The records below must be output exactly, without pictures.

*** SUPPLIED MATERIAL ***

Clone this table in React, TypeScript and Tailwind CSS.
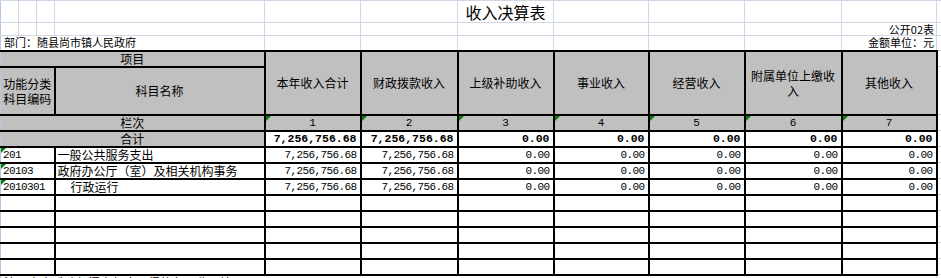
const colWidths = [18, 18, 18, 210, 96, 97, 96, 95, 96, 97, 95, 5];

const headers = [
  "本年收入合计",
  "财政拨款收入",
  "上级补助收入",
  "事业收入",
  "经营收入",
  "附属单位上缴收入",
  "其他收入",
];

const zeros = ["0.00", "0.00", "0.00", "0.00", "0.00"];

const rows = [
  { code: "201", name: "一般公共服务支出", indent: false, values: ["7,256,756.68", "7,256,756.68", ...zeros] },
  { code: "20103", name: "政府办公厅（室）及相关机构事务", indent: false, values: ["7,256,756.68", "7,256,756.68", ...zeros] },
  { code: "2010301", name: "行政运行", indent: true, values: ["7,256,756.68", "7,256,756.68", ...zeros] },
];

const emptyRows = 5;

const cjk = "font-['Noto_Sans_CJK_SC',sans-serif]";
const mono = "font-['Liberation_Mono','Noto_Sans_CJK_SC',monospace]";
const light = "border border-[#d0d7e5] p-0";
const dark = "border-2 border-black p-0";
const firstCol = "border-l border-l-[#b4c8e6]";

function Flag() {
  // the little green comment-ish marker Excel draws for text numbers
  return (
    <span className="absolute left-0 top-0 w-0 h-0 border-t-[5px] border-r-[5px] border-t-[#008000] border-r-transparent" />
  );
}

function App() {
  return (
    <div className={`w-[941px] h-[278px] overflow-hidden bg-white text-black ${cjk}`}>
      <table className="table-fixed border-collapse w-[941px]">
        <colgroup>
          {colWidths.map((w, i) => (
            <col key={i} style={{ width: w }} />
          ))}
        </colgroup>
        <tbody>
          {/* title row */}
          <tr className="h-[22px]">
            {colWidths.map((_, i) => (
              <td key={i} className={`${light} ${i === 0 ? firstCol : ""} align-bottom`}>
                {i === 6 && (
                  <div className="relative h-[21px]">
                    <span className="absolute left-1/2 -translate-x-1/2 bottom-[1px] whitespace-nowrap text-[16px] leading-[18px]">
                      收入决算表
                    </span>
                  </div>
                )}
              </td>
            ))}
          </tr>
          <tr className="h-[13px]">
            {colWidths.map((_, i) => (
              <td key={i} className={`${light} ${i === 0 ? firstCol : ""}`}>
                {i === 10 && (
                  <div className="text-right whitespace-nowrap text-[11px] leading-[12px] pr-[2px]">公开02表</div>
                )}
              </td>
            ))}
          </tr>
          <tr className="h-[15px]">
            <td colSpan={4} className={`${light} ${firstCol}`}>
              <div className="whitespace-nowrap text-[11px] leading-[13px] pl-[3px]">部门：随县尚市镇人民政府</div>
            </td>
            {colWidths.slice(4).map((_, i) => (
              <td key={i} className={light}>
                {i === 6 && (
                  <div className="text-right whitespace-nowrap text-[11px] leading-[13px] pr-[2px]">金额单位：元</div>
                )}
              </td>
            ))}
          </tr>

          {/* header */}
          <tr className="h-[16px]">
            <td colSpan={4} className={`${dark} ${firstCol} bg-[#c0c0c0] text-center text-[12px] leading-[14px]`}>
              项目
            </td>
            {headers.map((h) => (
              <td key={h} rowSpan={2} className={`${dark} bg-[#c0c0c0] text-center text-[12px] leading-[15px] px-[4px]`}>
                {h}
              </td>
            ))}
            <td className={light} />
          </tr>
          <tr className="h-[48px]">
            <td colSpan={3} className={`${dark} ${firstCol} bg-[#c0c0c0] text-center text-[12px] leading-[15px]`}>
              功能分类
              <br />
              科目编码
            </td>
            <td className={`${dark} bg-[#c0c0c0] text-center text-[12px] leading-[14px]`}>科目名称</td>
            <td className={light} />
          </tr>

          {/* 栏次 */}
          <tr className="h-[16px]">
            <td colSpan={4} className={`${dark} ${firstCol} bg-[#c0c0c0] text-center text-[12px] leading-[14px]`}>
              栏次
            </td>
            {[1, 2, 3, 4, 5, 6, 7].map((n) => (
              <td key={n} className={`${dark} relative bg-[#c0c0c0] text-center text-[11px] leading-[14px] ${mono}`}>
                <Flag />
                {n}
              </td>
            ))}
            <td className={light} />
          </tr>

          {/* 合计 */}
          <tr className="h-[16px]">
            <td colSpan={4} className={`${dark} ${firstCol} bg-[#c0c0c0] text-center text-[12px] leading-[14px]`}>
              合计
            </td>
            {rows[0].values.map((v, i) => (
              <td key={i} className={`${dark} text-right font-bold text-[11.5px] leading-[14px] pr-[3px] ${mono}`}>
                {v}
              </td>
            ))}
            <td className={light} />
          </tr>

          {rows.map((r) => (
            <tr key={r.code} className="h-[16px]">
              <td colSpan={3} className={`${dark} ${firstCol} relative text-[11px] tracking-[-0.6px] leading-[14px] pl-[2px] ${mono}`}>
                <Flag />
                {r.code}
              </td>
              <td className={`${dark} text-[12px] leading-[14px] whitespace-nowrap ${r.indent ? "pl-[15px]" : "pl-[2px]"}`}>
                {r.name}
              </td>
              {r.values.map((v, i) => (
                <td key={i} className={`${dark} text-right text-[11px] tracking-[-0.6px] leading-[14px] pr-[3px] ${mono}`}>
                  {v}
                </td>
              ))}
              <td className={light} />
            </tr>
          ))}

          {Array.from({ length: emptyRows }).map((_, k) => (
            <tr key={k} className="h-[16px]">
              <td colSpan={3} className={`${dark} ${firstCol}`} />
              <td className={dark} />
              {headers.map((h) => (
                <td key={h} className={dark} />
              ))}
              <td className={light} />
            </tr>
          ))}

          <tr className="h-[16px]">
            <td colSpan={11} className={`${light} ${firstCol}`}>
              <div className="whitespace-nowrap text-[12px] leading-[14px] pl-[3px]">
                注：本表反映部门本年度取得的各项收入情况。
              </div>
            </td>
            <td className={light} />
          </tr>
        </tbody>
      </table>
    </div>
  );
}

export default App;
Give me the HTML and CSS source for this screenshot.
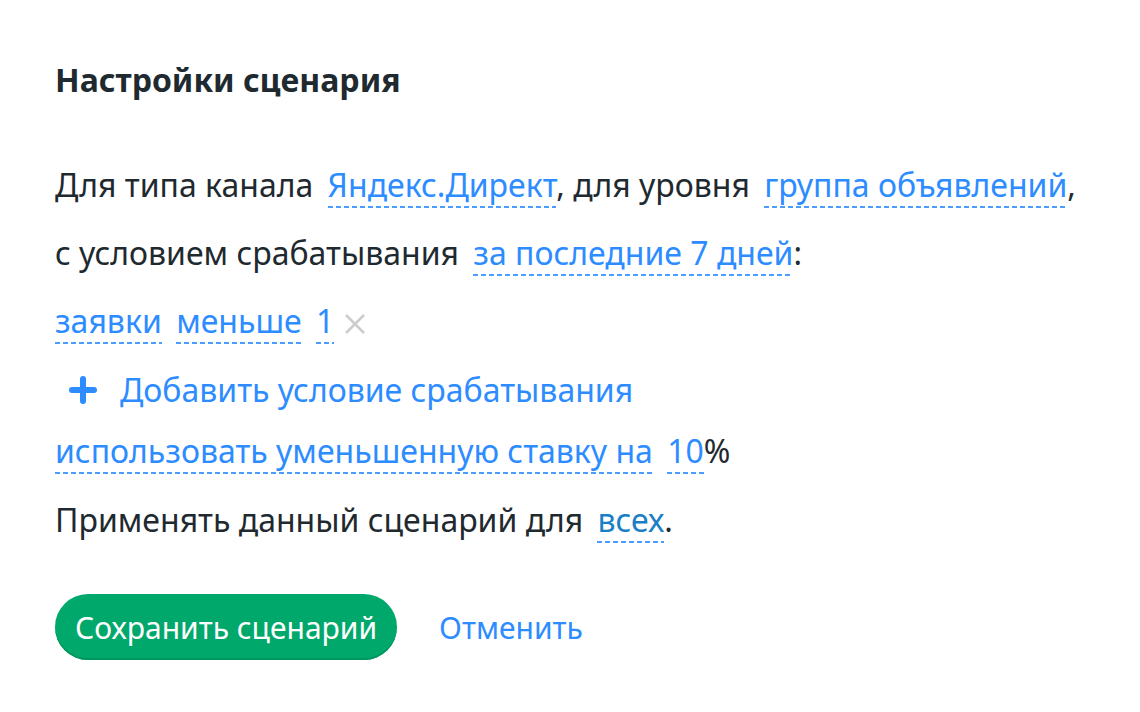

***

RESULT —
Clone this table in React, TypeScript and Tailwind CSS.
const colWidths = [18, 18, 18, 210, 96, 97, 96, 95, 96, 97, 95, 5];

const headers = [
  "本年收入合计",
  "财政拨款收入",
  "上级补助收入",
  "事业收入",
  "经营收入",
  "附属单位上缴收入",
  "其他收入",
];

const zeros = ["0.00", "0.00", "0.00", "0.00", "0.00"];

const rows = [
  { code: "201", name: "一般公共服务支出", indent: false, values: ["7,256,756.68", "7,256,756.68", ...zeros] },
  { code: "20103", name: "政府办公厅（室）及相关机构事务", indent: false, values: ["7,256,756.68", "7,256,756.68", ...zeros] },
  { code: "2010301", name: "行政运行", indent: true, values: ["7,256,756.68", "7,256,756.68", ...zeros] },
];

const emptyRows = 5;

const cjk = "font-['Noto_Sans_CJK_SC',sans-serif]";
const mono = "font-['Liberation_Mono','Noto_Sans_CJK_SC',monospace]";
const light = "border border-[#d0d7e5] p-0";
const dark = "border-2 border-black p-0";
const firstCol = "border-l border-l-[#b4c8e6]";

function Flag() {
  // the little green comment-ish marker Excel draws for text numbers
  return (
    <span className="absolute left-0 top-0 w-0 h-0 border-t-[5px] border-r-[5px] border-t-[#008000] border-r-transparent" />
  );
}

function App() {
  return (
    <div className={`w-[941px] h-[278px] overflow-hidden bg-white text-black ${cjk}`}>
      <table className="table-fixed border-collapse w-[941px]">
        <colgroup>
          {colWidths.map((w, i) => (
            <col key={i} style={{ width: w }} />
          ))}
        </colgroup>
        <tbody>
          {/* title row */}
          <tr className="h-[22px]">
            {colWidths.map((_, i) => (
              <td key={i} className={`${light} ${i === 0 ? firstCol : ""} align-bottom`}>
                {i === 6 && (
                  <div className="relative h-[21px]">
                    <span className="absolute left-1/2 -translate-x-1/2 bottom-[1px] whitespace-nowrap text-[16px] leading-[18px]">
                      收入决算表
                    </span>
                  </div>
                )}
              </td>
            ))}
          </tr>
          <tr className="h-[13px]">
            {colWidths.map((_, i) => (
              <td key={i} className={`${light} ${i === 0 ? firstCol : ""}`}>
                {i === 10 && (
                  <div className="text-right whitespace-nowrap text-[11px] leading-[12px] pr-[2px]">公开02表</div>
                )}
              </td>
            ))}
          </tr>
          <tr className="h-[15px]">
            <td colSpan={4} className={`${light} ${firstCol}`}>
              <div className="whitespace-nowrap text-[11px] leading-[13px] pl-[3px]">部门：随县尚市镇人民政府</div>
            </td>
            {colWidths.slice(4).map((_, i) => (
              <td key={i} className={light}>
                {i === 6 && (
                  <div className="text-right whitespace-nowrap text-[11px] leading-[13px] pr-[2px]">金额单位：元</div>
                )}
              </td>
            ))}
          </tr>

          {/* header */}
          <tr className="h-[16px]">
            <td colSpan={4} className={`${dark} ${firstCol} bg-[#c0c0c0] text-center text-[12px] leading-[14px]`}>
              项目
            </td>
            {headers.map((h) => (
              <td key={h} rowSpan={2} className={`${dark} bg-[#c0c0c0] text-center text-[12px] leading-[15px] px-[4px]`}>
                {h}
              </td>
            ))}
            <td className={light} />
          </tr>
          <tr className="h-[48px]">
            <td colSpan={3} className={`${dark} ${firstCol} bg-[#c0c0c0] text-center text-[12px] leading-[15px]`}>
              功能分类
              <br />
              科目编码
            </td>
            <td className={`${dark} bg-[#c0c0c0] text-center text-[12px] leading-[14px]`}>科目名称</td>
            <td className={light} />
          </tr>

          {/* 栏次 */}
          <tr className="h-[16px]">
            <td colSpan={4} className={`${dark} ${firstCol} bg-[#c0c0c0] text-center text-[12px] leading-[14px]`}>
              栏次
            </td>
            {[1, 2, 3, 4, 5, 6, 7].map((n) => (
              <td key={n} className={`${dark} relative bg-[#c0c0c0] text-center text-[11px] leading-[14px] ${mono}`}>
                <Flag />
                {n}
              </td>
            ))}
            <td className={light} />
          </tr>

          {/* 合计 */}
          <tr className="h-[16px]">
            <td colSpan={4} className={`${dark} ${firstCol} bg-[#c0c0c0] text-center text-[12px] leading-[14px]`}>
              合计
            </td>
            {rows[0].values.map((v, i) => (
              <td key={i} className={`${dark} text-right font-bold text-[11.5px] leading-[14px] pr-[3px] ${mono}`}>
                {v}
              </td>
            ))}
            <td className={light} />
          </tr>

          {rows.map((r) => (
            <tr key={r.code} className="h-[16px]">
              <td colSpan={3} className={`${dark} ${firstCol} relative text-[11px] tracking-[-0.6px] leading-[14px] pl-[2px] ${mono}`}>
                <Flag />
                {r.code}
              </td>
              <td className={`${dark} text-[12px] leading-[14px] whitespace-nowrap ${r.indent ? "pl-[15px]" : "pl-[2px]"}`}>
                {r.name}
              </td>
              {r.values.map((v, i) => (
                <td key={i} className={`${dark} text-right text-[11px] tracking-[-0.6px] leading-[14px] pr-[3px] ${mono}`}>
                  {v}
                </td>
              ))}
              <td className={light} />
            </tr>
          ))}

          {Array.from({ length: emptyRows }).map((_, k) => (
            <tr key={k} className="h-[16px]">
              <td colSpan={3} className={`${dark} ${firstCol}`} />
              <td className={dark} />
              {headers.map((h) => (
                <td key={h} className={dark} />
              ))}
              <td className={light} />
            </tr>
          ))}

          <tr className="h-[16px]">
            <td colSpan={11} className={`${light} ${firstCol}`}>
              <div className="whitespace-nowrap text-[12px] leading-[14px] pl-[3px]">
                注：本表反映部门本年度取得的各项收入情况。
              </div>
            </td>
            <td className={light} />
          </tr>
        </tbody>
      </table>
    </div>
  );
}

export default App;
Give me the HTML and CSS source for this screenshot.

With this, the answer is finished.